That’s pretty much an impasse, I’m not interested in dda as an engine per se. I’m happy to add data-driven behavior, but only to the extent that it improves dda-the-game.
That’s probably weeks to months of work you just outlined. The basic data bindings aren’t that bad, but all the querying and injection of callbacks and overrides is, and as you say, this is just a start.
I’m not following you, what I mean is every change needs to be scrutinized for “is this going to change how any of the LUA interfaces work?”. This means that someone intimately familiar with the bindings has to review every code change. Alternately, we don’t do that, and the LUA bindings break constantly.
That doesn’t meaningfully change anything, someone still has to manually update those text entries every time a bound method is changed. Someone still has to be watching for those changes in the stream of PRs. Someone still has to write helper methods any time an API can’t be exposed as-is.
I don’t have numbers, but it’s enough to be problematic. Also remember that the benefit to the project is roughly 0, so I’m not willing to tolerate much.

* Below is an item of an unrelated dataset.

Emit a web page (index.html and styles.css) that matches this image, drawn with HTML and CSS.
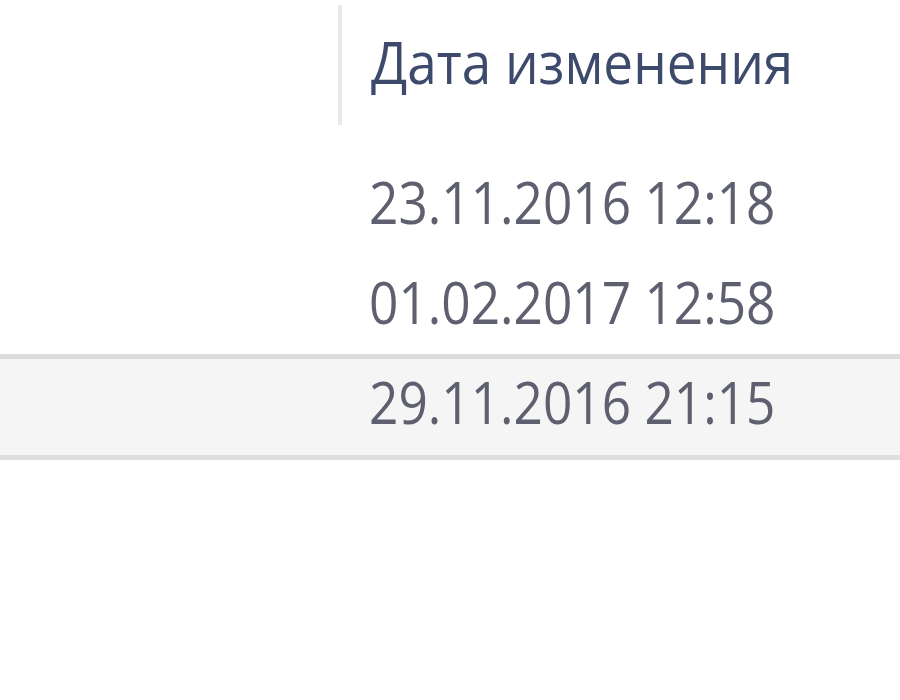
FILE: index.html
```html
<!DOCTYPE html>
<html lang="ru">
<head>
<meta charset="utf-8">
<title>Дата изменения</title>
<link rel="stylesheet" href="styles.css">
</head>
<body>
<div class="list">
  <div class="header">
    <div class="col-name"></div>
    <div class="sep"></div>
    <div class="col-date title"><span class="txt">Дата изменения</span></div>
  </div>
  <div class="row">
    <div class="col-name"></div>
    <div class="col-date"><span class="txt">23.11.2016 12:18</span></div>
  </div>
  <div class="row">
    <div class="col-name"></div>
    <div class="col-date"><span class="txt">01.02.2017 12:58</span></div>
  </div>
  <div class="row row-selected">
    <div class="col-name"></div>
    <div class="col-date"><span class="txt">29.11.2016 21:15</span></div>
  </div>
</div>
</body>
</html>
```
FILE: styles.css
```css
html, body {
  margin: 0;
  padding: 0;
  background: #ffffff;
}

body {
  width: 900px;
  height: 700px;
  overflow: hidden;
  font-family: "Open Sans", "Noto Sans", sans-serif;
  font-size: 58px;
  line-height: 58px;
}

.list {
  display: flex;
  flex-direction: column;
}

.header {
  display: flex;
  height: 154px;
}

.col-name {
  width: 338px;
  flex: none;
}

.sep {
  width: 4px;
  height: 120px;
  margin-top: 5px;
  background: #e9e9e9;
  flex: none;
}

.col-date {
  padding-left: 31px;
  color: #5e6070;
  white-space: nowrap;
}

.txt {
  display: inline-block;
  transform: scaleX(0.886);
  transform-origin: left center;
}

.title {
  padding-left: 29px;
  padding-top: 33px;
  color: #3d4a6c;
}

.title .txt {
  transform: scaleX(0.915);
}

.row {
  display: flex;
  box-sizing: border-box;
  height: 100px;
  padding-top: 14px;
  border-top: 5px solid transparent;
  border-bottom: 5px solid transparent;
}

.row-selected {
  height: 106px;
  background: #f5f5f5;
  border-top-color: #dcdcdc;
  border-bottom-color: #dedede;
}
```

You’re arguing for exposing an absolutely massive amount of game state via scripting bindings, that’s somehow totally fine despite a total lack of feedback about what parts are being used, but exposing actual data-driven bindings is somehow too much? The coordination and synchronization problems are present either way, the problem size is similar, the main difference is one you can implement blindly and the other requires design.
The difference is that data-driven design has been working and supplying benefits to the project incrementally. If anything, the existence of LUA bindings has been interfering with it by applying shortcuts.